- [AIM OF THE TASK]:
Every line of the material is to be quoted verbatim, minus the pictures.

- [MATERIAL]:
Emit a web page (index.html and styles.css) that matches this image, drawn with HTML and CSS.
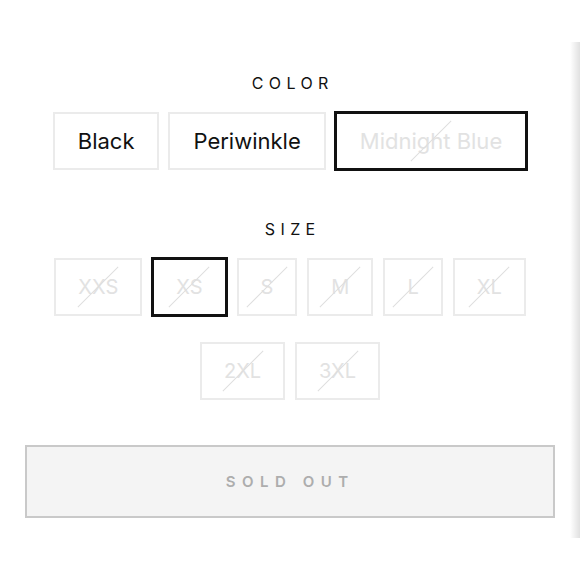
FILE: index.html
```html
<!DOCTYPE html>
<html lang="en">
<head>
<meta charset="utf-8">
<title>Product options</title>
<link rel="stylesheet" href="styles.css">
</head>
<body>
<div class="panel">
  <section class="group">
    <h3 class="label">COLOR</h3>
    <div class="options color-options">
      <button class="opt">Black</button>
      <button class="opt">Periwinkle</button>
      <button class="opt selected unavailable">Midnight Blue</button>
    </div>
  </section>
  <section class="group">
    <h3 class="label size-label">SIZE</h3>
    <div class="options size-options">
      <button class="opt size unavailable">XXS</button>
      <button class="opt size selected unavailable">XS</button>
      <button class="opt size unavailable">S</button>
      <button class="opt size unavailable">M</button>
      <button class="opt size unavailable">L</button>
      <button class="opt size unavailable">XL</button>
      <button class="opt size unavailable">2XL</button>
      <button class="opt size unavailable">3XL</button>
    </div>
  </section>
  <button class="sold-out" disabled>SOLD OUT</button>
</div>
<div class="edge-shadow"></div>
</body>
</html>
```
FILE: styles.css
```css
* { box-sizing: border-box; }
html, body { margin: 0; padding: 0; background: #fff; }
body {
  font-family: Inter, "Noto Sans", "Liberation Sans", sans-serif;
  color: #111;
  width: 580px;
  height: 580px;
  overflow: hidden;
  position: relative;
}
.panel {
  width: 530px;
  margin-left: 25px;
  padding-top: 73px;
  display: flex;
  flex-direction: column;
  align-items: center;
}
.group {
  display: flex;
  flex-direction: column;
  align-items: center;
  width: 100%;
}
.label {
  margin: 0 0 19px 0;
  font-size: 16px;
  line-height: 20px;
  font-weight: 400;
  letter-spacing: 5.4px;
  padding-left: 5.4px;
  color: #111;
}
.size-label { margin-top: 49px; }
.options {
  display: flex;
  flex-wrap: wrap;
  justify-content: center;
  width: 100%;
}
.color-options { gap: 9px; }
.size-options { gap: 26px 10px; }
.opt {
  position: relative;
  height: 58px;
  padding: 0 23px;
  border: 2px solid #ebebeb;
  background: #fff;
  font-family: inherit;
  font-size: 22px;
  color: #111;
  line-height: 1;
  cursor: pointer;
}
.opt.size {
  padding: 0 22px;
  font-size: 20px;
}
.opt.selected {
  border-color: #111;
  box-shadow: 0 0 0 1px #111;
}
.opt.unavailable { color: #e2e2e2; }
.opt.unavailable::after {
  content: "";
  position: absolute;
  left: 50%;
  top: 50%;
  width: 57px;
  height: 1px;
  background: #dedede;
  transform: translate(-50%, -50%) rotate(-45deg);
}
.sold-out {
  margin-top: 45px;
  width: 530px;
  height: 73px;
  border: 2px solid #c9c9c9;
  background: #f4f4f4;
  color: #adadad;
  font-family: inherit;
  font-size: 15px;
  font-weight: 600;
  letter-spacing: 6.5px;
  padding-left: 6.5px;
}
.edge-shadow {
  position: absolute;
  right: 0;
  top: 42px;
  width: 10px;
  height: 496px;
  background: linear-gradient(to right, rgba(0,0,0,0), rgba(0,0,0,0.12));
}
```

- [ANSWER TO THE EXERCISE]:
Emit a web page (index.html and styles.css) that matches this image, drawn with HTML and CSS.
FILE: index.html
```html
<!DOCTYPE html>
<html lang="en">
<head>
<meta charset="utf-8">
<title>Product options</title>
<link rel="stylesheet" href="styles.css">
</head>
<body>
<div class="panel">
  <section class="group">
    <h3 class="label">COLOR</h3>
    <div class="options color-options">
      <button class="opt">Black</button>
      <button class="opt">Periwinkle</button>
      <button class="opt selected unavailable">Midnight Blue</button>
    </div>
  </section>
  <section class="group">
    <h3 class="label size-label">SIZE</h3>
    <div class="options size-options">
      <button class="opt size unavailable">XXS</button>
      <button class="opt size selected unavailable">XS</button>
      <button class="opt size unavailable">S</button>
      <button class="opt size unavailable">M</button>
      <button class="opt size unavailable">L</button>
      <button class="opt size unavailable">XL</button>
      <button class="opt size unavailable">2XL</button>
      <button class="opt size unavailable">3XL</button>
    </div>
  </section>
  <button class="sold-out" disabled>SOLD OUT</button>
</div>
<div class="edge-shadow"></div>
</body>
</html>
```
FILE: styles.css
```css
* { box-sizing: border-box; }
html, body { margin: 0; padding: 0; background: #fff; }
body {
  font-family: Inter, "Noto Sans", "Liberation Sans", sans-serif;
  color: #111;
  width: 580px;
  height: 580px;
  overflow: hidden;
  position: relative;
}
.panel {
  width: 530px;
  margin-left: 25px;
  padding-top: 73px;
  display: flex;
  flex-direction: column;
  align-items: center;
}
.group {
  display: flex;
  flex-direction: column;
  align-items: center;
  width: 100%;
}
.label {
  margin: 0 0 19px 0;
  font-size: 16px;
  line-height: 20px;
  font-weight: 400;
  letter-spacing: 5.4px;
  padding-left: 5.4px;
  color: #111;
}
.size-label { margin-top: 49px; }
.options {
  display: flex;
  flex-wrap: wrap;
  justify-content: center;
  width: 100%;
}
.color-options { gap: 9px; }
.size-options { gap: 26px 10px; }
.opt {
  position: relative;
  height: 58px;
  padding: 0 23px;
  border: 2px solid #ebebeb;
  background: #fff;
  font-family: inherit;
  font-size: 22px;
  color: #111;
  line-height: 1;
  cursor: pointer;
}
.opt.size {
  padding: 0 22px;
  font-size: 20px;
}
.opt.selected {
  border-color: #111;
  box-shadow: 0 0 0 1px #111;
}
.opt.unavailable { color: #e2e2e2; }
.opt.unavailable::after {
  content: "";
  position: absolute;
  left: 50%;
  top: 50%;
  width: 57px;
  height: 1px;
  background: #dedede;
  transform: translate(-50%, -50%) rotate(-45deg);
}
.sold-out {
  margin-top: 45px;
  width: 530px;
  height: 73px;
  border: 2px solid #c9c9c9;
  background: #f4f4f4;
  color: #adadad;
  font-family: inherit;
  font-size: 15px;
  font-weight: 600;
  letter-spacing: 6.5px;
  padding-left: 6.5px;
}
.edge-shadow {
  position: absolute;
  right: 0;
  top: 42px;
  width: 10px;
  height: 496px;
  background: linear-gradient(to right, rgba(0,0,0,0), rgba(0,0,0,0.12));
}
```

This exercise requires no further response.